WHAT IS REQUIRED: Lines holding the string "this" are the ones to copy; find them all in the data.

EXERCISE MATERIALS:
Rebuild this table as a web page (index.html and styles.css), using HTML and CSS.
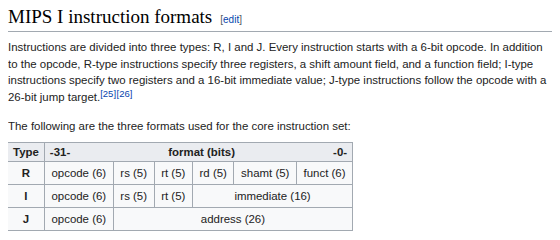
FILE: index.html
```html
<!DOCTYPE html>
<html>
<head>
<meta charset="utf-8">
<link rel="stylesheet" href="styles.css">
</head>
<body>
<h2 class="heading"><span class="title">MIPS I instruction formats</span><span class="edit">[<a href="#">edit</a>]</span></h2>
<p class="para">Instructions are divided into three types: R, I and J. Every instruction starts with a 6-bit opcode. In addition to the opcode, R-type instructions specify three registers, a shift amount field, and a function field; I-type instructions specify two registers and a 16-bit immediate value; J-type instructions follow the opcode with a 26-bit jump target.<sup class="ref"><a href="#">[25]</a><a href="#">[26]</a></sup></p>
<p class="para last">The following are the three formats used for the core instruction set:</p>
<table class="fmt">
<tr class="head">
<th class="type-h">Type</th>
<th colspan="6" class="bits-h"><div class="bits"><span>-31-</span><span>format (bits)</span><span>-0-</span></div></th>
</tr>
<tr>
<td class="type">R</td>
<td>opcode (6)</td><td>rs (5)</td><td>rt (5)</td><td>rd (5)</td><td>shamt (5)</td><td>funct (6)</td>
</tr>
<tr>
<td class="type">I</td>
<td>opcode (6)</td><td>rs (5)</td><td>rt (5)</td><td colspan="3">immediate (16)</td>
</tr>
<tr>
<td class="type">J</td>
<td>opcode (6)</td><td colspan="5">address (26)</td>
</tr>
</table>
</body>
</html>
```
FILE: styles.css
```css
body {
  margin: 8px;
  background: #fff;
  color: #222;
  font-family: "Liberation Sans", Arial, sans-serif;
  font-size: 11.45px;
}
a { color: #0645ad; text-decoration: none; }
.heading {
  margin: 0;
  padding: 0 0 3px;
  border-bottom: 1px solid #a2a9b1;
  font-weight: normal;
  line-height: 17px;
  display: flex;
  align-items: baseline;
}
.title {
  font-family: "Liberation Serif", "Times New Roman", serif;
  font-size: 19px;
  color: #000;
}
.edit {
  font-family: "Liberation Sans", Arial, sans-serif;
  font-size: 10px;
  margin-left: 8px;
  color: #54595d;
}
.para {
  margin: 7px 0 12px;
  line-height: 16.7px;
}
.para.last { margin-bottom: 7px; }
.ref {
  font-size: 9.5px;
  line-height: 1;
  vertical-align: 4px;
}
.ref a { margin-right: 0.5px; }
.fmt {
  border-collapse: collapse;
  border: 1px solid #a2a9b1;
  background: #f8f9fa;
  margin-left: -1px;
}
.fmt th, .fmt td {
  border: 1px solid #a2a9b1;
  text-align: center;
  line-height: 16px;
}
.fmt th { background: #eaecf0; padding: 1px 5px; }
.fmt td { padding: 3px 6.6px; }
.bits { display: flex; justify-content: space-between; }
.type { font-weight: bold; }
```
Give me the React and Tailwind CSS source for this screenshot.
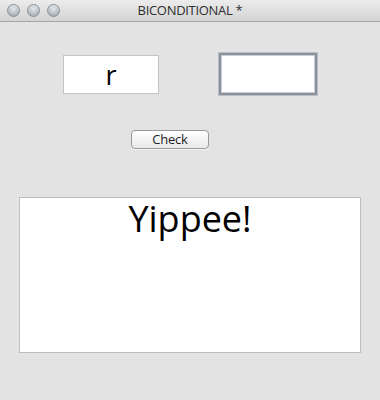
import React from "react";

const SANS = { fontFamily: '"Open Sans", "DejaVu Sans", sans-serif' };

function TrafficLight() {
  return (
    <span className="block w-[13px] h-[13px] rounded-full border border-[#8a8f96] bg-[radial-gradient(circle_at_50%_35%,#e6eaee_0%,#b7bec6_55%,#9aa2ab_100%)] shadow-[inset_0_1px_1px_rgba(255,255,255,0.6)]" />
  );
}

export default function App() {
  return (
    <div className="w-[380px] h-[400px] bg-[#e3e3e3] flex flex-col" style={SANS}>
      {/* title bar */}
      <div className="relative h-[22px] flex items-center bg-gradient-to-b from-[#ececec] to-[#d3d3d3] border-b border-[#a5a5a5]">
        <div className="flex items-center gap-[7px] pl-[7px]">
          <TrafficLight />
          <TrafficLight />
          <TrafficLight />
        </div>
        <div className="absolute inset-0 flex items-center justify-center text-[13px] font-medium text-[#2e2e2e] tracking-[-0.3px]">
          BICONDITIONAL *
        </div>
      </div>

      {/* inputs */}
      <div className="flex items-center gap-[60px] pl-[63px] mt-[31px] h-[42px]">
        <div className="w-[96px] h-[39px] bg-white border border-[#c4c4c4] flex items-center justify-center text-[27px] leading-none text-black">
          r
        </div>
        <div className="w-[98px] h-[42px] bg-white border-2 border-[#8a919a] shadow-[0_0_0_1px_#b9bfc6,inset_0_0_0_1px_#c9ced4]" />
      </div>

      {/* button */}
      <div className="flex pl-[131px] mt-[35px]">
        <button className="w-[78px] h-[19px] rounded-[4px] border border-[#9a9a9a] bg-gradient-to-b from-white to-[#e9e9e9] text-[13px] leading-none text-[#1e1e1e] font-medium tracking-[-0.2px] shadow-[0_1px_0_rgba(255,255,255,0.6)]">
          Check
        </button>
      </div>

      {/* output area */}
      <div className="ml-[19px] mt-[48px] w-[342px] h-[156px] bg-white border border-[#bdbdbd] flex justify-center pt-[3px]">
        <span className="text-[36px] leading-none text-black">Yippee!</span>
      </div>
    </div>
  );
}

TASK OUTPUT:
Rebuild this table as a web page (index.html and styles.css), using HTML and CSS.
Give me the React and Tailwind CSS source for this screenshot.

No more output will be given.